Written task.
Take the line containing "Recreate this image" and every line after it to the end of the material below; reproduce them exactly, without pictures.

Supplied material.

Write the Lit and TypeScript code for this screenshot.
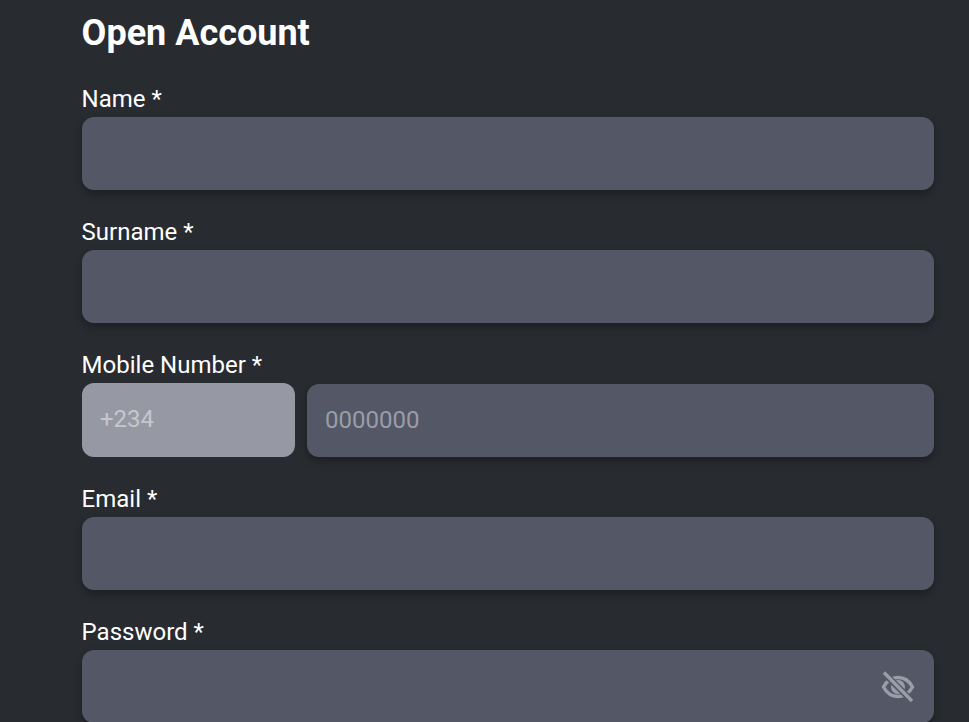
import { LitElement, html, css } from "lit";
import { customElement } from "lit/decorators.js";

@customElement("app-root")
export class AppRoot extends LitElement {
  static styles = css`
    :host {
      display: block;
      height: 722px;
      overflow: hidden;
      background: #282b30;
      font-family: Roboto, "Liberation Sans", sans-serif;
      color: #fff;
    }
    .form {
      display: flex;
      flex-direction: column;
      padding: 0 35px 0 82px;
    }
    h1 {
      margin: 0 0 16px -0.4px;
      height: 66px;
      font-size: 36px;
      line-height: 66px;
      font-weight: 700;
    }
    .field {
      display: flex;
      flex-direction: column;
      margin-bottom: 25px;
    }
    label {
      height: 35px;
      margin-left: -0.4px;
      font-size: 24px;
      line-height: 35px;
      font-weight: 400;
    }
    .box {
      display: flex;
      align-items: center;
      box-sizing: border-box;
      height: 73px;
      padding: 0 18px 2px;
      border-radius: 12px;
      background: #545766;
      box-shadow: 0 4px 8px rgba(0, 0, 0, 0.3);
      font-size: 24px;
      color: #9a9da8;
    }
    .row {
      display: flex;
      align-items: flex-end;
      gap: 12px;
    }
    .code {
      flex: 0 0 213px;
      height: 74px;
      background: #9698a3;
      box-shadow: none;
      color: #c6c7cd;
    }
    .phone {
      flex: 1;
    }
    .pw {
      justify-content: flex-end;
      padding: 0 19px 0 18px;
    }
    svg {
      display: block;
    }
  `;

  private field(name: string) {
    return html`<div class="field"><label>${name} *</label><div class="box"></div></div>`;
  }

  render() {
    return html`
      <div class="form">
        <h1>Open Account</h1>
        ${this.field("Name")}
        ${this.field("Surname")}
        <div class="field">
          <label>Mobile Number *</label>
          <div class="row">
            <div class="box code">+234</div>
            <div class="box phone">0000000</div>
          </div>
        </div>
        ${this.field("Email")}
        <div class="field">
          <label>Password *</label>
          <div class="box pw">
            <svg width="34" height="34" viewBox="0 0 34 34" fill="none" stroke="#9a9da8" stroke-width="3.4">
              <path d="M2.5 17C6 10.5 11 7.5 17 7.5S28 10.5 31.5 17C28 23.500 23 26.500 17 26.500S6 23.500 2.500 17Z" />
              <circle cx="17" cy="17" r="7" fill="#9a9da8" stroke="none" />
              <path d="M3 3L31 31" stroke="#545766" stroke-width="6.5" />
              <path d="M3 2.500L31 31" />
            </svg>
          </div>
        </div>
      </div>
    `;
  }
}
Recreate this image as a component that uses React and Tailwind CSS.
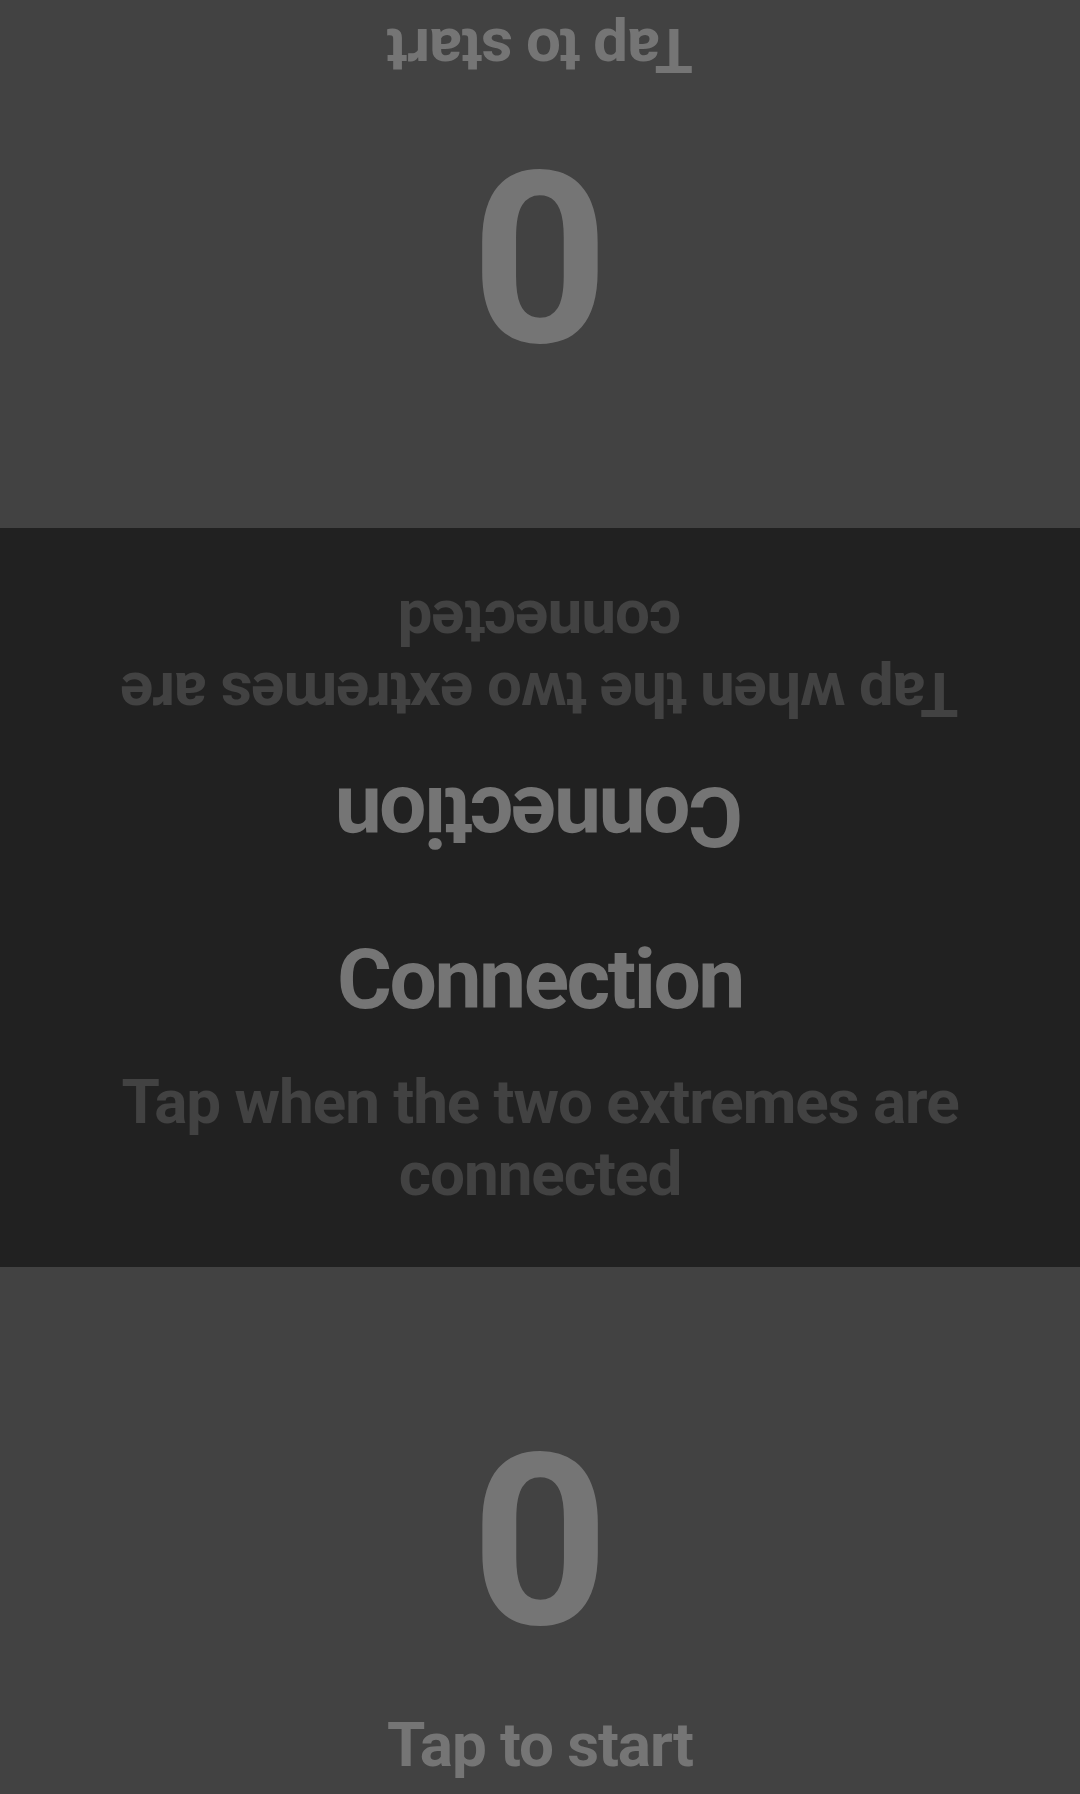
import React from "react";

function PlayerPanel({ flipped }) {
  return (
    <div
      className={`h-[527px] w-full bg-[#424242] flex flex-col items-center pt-[155px] ${flipped ? "rotate-180" : ""}`}
    >
      <div className="text-[240px] leading-[240px] h-[240px] font-bold text-[#757575]">0</div>
      <div className="mt-[47px] text-[62px] leading-[72px] font-bold text-[#757575] tracking-[-1.1px]">Tap to start</div>
    </div>
  );
}

function InfoHalf({ flipped }) {
  return (
    <div
      className={`flex-1 w-full flex flex-col items-center pt-[40px] px-4 ${flipped ? "rotate-180" : ""}`}
    >
      <div className="text-[84px] leading-[84px] font-bold text-[#757575] tracking-[-2.5px]">Connection</div>
      <div className="mt-[44px] text-[62px] leading-[72px] font-bold text-[#424242] text-center tracking-[-1.05px]">
        Tap when the two extremes are connected
      </div>
    </div>
  );
}

export default function App() {
  return (
    <div
      className="w-[1080px] h-[1794px] flex flex-col overflow-hidden select-none"
      style={{ fontFamily: "Roboto, 'Noto Sans', Arial, sans-serif" }}
    >
      <div className="h-[528px] w-full bg-[#424242] flex items-end">
        <PlayerPanel flipped />
      </div>
      <div className="h-[739px] w-full bg-[#212121] flex flex-col">
        <InfoHalf flipped />
        <InfoHalf />
      </div>
      <PlayerPanel />
    </div>
  );
}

Output for this exercise.
Recreate this image as a component that uses React and Tailwind CSS.
import React from "react";

function PlayerPanel({ flipped }) {
  return (
    <div
      className={`h-[527px] w-full bg-[#424242] flex flex-col items-center pt-[155px] ${flipped ? "rotate-180" : ""}`}
    >
      <div className="text-[240px] leading-[240px] h-[240px] font-bold text-[#757575]">0</div>
      <div className="mt-[47px] text-[62px] leading-[72px] font-bold text-[#757575] tracking-[-1.1px]">Tap to start</div>
    </div>
  );
}

function InfoHalf({ flipped }) {
  return (
    <div
      className={`flex-1 w-full flex flex-col items-center pt-[40px] px-4 ${flipped ? "rotate-180" : ""}`}
    >
      <div className="text-[84px] leading-[84px] font-bold text-[#757575] tracking-[-2.5px]">Connection</div>
      <div className="mt-[44px] text-[62px] leading-[72px] font-bold text-[#424242] text-center tracking-[-1.05px]">
        Tap when the two extremes are connected
      </div>
    </div>
  );
}

export default function App() {
  return (
    <div
      className="w-[1080px] h-[1794px] flex flex-col overflow-hidden select-none"
      style={{ fontFamily: "Roboto, 'Noto Sans', Arial, sans-serif" }}
    >
      <div className="h-[528px] w-full bg-[#424242] flex items-end">
        <PlayerPanel flipped />
      </div>
      <div className="h-[739px] w-full bg-[#212121] flex flex-col">
        <InfoHalf flipped />
        <InfoHalf />
      </div>
      <PlayerPanel />
    </div>
  );
}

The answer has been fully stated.